Please review and test?
Trac: Keywords: tbb-needs deleted, tbb-needs 024-backport added Status: new to needs_review
Branch "bug9229_024" in my public repository has an alleged fix suitable for merge into 0.2.4 IMO, assuming it tests out okay. (It works for me.)
Are we sure we don't want an update_all_descriptor_downloads() call too?
I'm thinking of a case where we have an adequate cached consensus, and fetching the bridge descriptor should trigger us to fetch our microdescriptors now.
(That said, I think your fix is an improvement over the current 0.2.4 situation, so it depends how far we want to go.)
13:23 < asn> nickm: i still don't understand why any_bridge_descriptors_known() doesn't do the trick in bug9229_025 13:24 < asn> but I think that the patch can't make the situation worse13:24 < nickm> hm. num_bridges_usable in that branch is totally misnamed13:26 < nickm> also n_options_out is misimplemented and useless
So, I fixed two major bugs in the patch with 6ab10a546663b509d189ce16645b11af0e83d41c.
The reason not to use any_bridge_descriptor_known() is that, by the time we were checking it, we had one good bridge descriptor, and so it was returning false, and so we couldn't actually notice that we had just become live.
Previous testing should probably be considered useless; can anybody test it now?
Seems less than intuitive to find a function called choose_random_entry_impl() which actually either does that or counts the number of entries.
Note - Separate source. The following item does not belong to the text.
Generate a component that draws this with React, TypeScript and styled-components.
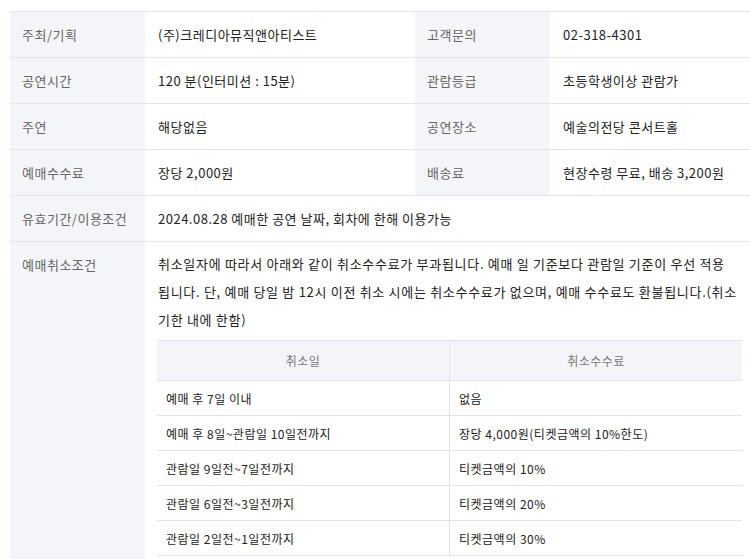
import React from "react";
import styled, { createGlobalStyle } from "styled-components";

const Global = createGlobalStyle`
  html, body { margin: 0; padding: 0; background: #fff; overflow: hidden; }
  body { font-family: "Noto Sans CJK KR", "Noto Sans", sans-serif; letter-spacing: 0.5px; }
`;

const Page = styled.div`
  padding: 11px 0 0 10px;
  width: 745px;
`;

const InfoTable = styled.table`
  width: 745px;
  border-collapse: collapse;
  table-layout: fixed;
  border-top: 1px solid #e1e4ea;
  font-size: 13px;
`;

const Row = styled.tr`
  border-bottom: 1px solid #e1e4ea;
`;

const Label = styled.th`
  box-sizing: border-box;
  background: #f4f5f9;
  color: #666;
  font-weight: 400;
  text-align: left;
  vertical-align: top;
  padding: 12px;
  height: 45px;
  line-height: 21px;
`;

const Value = styled.td`
  box-sizing: border-box;
  color: #222;
  vertical-align: top;
  padding: 12px 12px 12px 13px;
  height: 45px;
  line-height: 21px;
`;

const Paragraph = styled.p`
  margin: -4px 0 0;
  line-height: 28px;
  letter-spacing: 0.7px;
  white-space: nowrap;
`;

const FeeTable = styled.table`
  width: 585px;
  border-collapse: collapse;
  table-layout: fixed;
  margin-top: 6px;
  margin-left: -1px;
  border-top: 1px solid #e1e4ea;
  font-size: 12px;
`;

const FeeHead = styled.th`
  background: #f4f5f9;
  color: #777;
  font-weight: 400;
  height: 39px;
  padding: 0;
  text-align: center;
  border-bottom: 1px solid #e1e4ea;
  & + & { border-left: 1px solid #e1e4ea; }
`;

const FeeCell = styled.td`
  color: #222;
  height: 34px;
  padding: 0 9px;
  border-bottom: 1px solid #e1e4ea;
  & + & { border-left: 1px solid #e1e4ea; }
`;

const rows: [string, string, string, string][] = [
  ["주최/기획", "(주)크레디아뮤직앤아티스트", "고객문의", "02-318-4301"],
  ["공연시간", "120 분(인터미션 : 15분)", "관람등급", "초등학생이상 관람가"],
  ["주연", "해당없음", "공연장소", "예술의전당 콘서트홀"],
  ["예매수수료", "장당 2,000원", "배송료", "현장수령 무료, 배송 3,200원"],
];

const fees: [string, string][] = [
  ["예매 후 7일 이내", "없음"],
  ["예매 후 8일~관람일 10일전까지", "장당 4,000원(티켓금액의 10%한도)"],
  ["관람일 9일전~7일전까지", "티켓금액의 10%"],
  ["관람일 6일전~3일전까지", "티켓금액의 20%"],
  ["관람일 2일전~1일전까지", "티켓금액의 30%"],
];

export default function App() {
  return (
    <>
      <Global />
      <Page>
        <InfoTable>
          <colgroup>
            <col style={{ width: 135 }} />
            <col style={{ width: 270 }} />
            <col style={{ width: 135 }} />
            <col />
          </colgroup>
          <tbody>
            {rows.map((r) => (
              <Row key={r[0]}>
                <Label>{r[0]}</Label>
                <Value>{r[1]}</Value>
                <Label>{r[2]}</Label>
                <Value>{r[3]}</Value>
              </Row>
            ))}
            <Row>
              <Label>유효기간/이용조건</Label>
              <Value colSpan={3}>2024.08.28 예매한 공연 날짜, 회차에 한해 이용가능</Value>
            </Row>
            <Row>
              <Label>예매취소조건</Label>
              <Value colSpan={3}>
                <Paragraph>
                  취소일자에 따라서 아래와 같이 취소수수료가 부과됩니다. 예매 일 기준보다 관람일 기준이 우선 적용
                  <br />
                  됩니다. 단, 예매 당일 밤 12시 이전 취소 시에는 취소수수료가 없으며, 예매 수수료도 환불됩니다.(취소
                  <br />
                  기한 내에 한함)
                </Paragraph>
                <FeeTable>
                  <thead>
                    <tr>
                      <FeeHead>취소일</FeeHead>
                      <FeeHead>취소수수료</FeeHead>
                    </tr>
                  </thead>
                  <tbody>
                    {fees.map((f) => (
                      <tr key={f[0]}>
                        <FeeCell>{f[0]}</FeeCell>
                        <FeeCell>{f[1]}</FeeCell>
                      </tr>
                    ))}
                  </tbody>
                </FeeTable>
              </Value>
            </Row>
          </tbody>
        </InfoTable>
      </Page>
    </>
  );
}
Is this just because that was the only place we happened to already have code to construct the list of bridges?
The stuff you fixed in 6ab10a546663b509d189ce16645b11af0e83d41c
Seems less than intuitive to find a function called choose_random_entry_impl() which actually either does that or counts the number of entries. Is this just because that was the only place we happened to already have code to construct the list of bridges?
Right; also, because having the code to construct the list in two places was would be begging for them to fall out of sync.
Merging the 0.2.5 one to 0.2.5 and the 0.2.4 one to 0.2.4.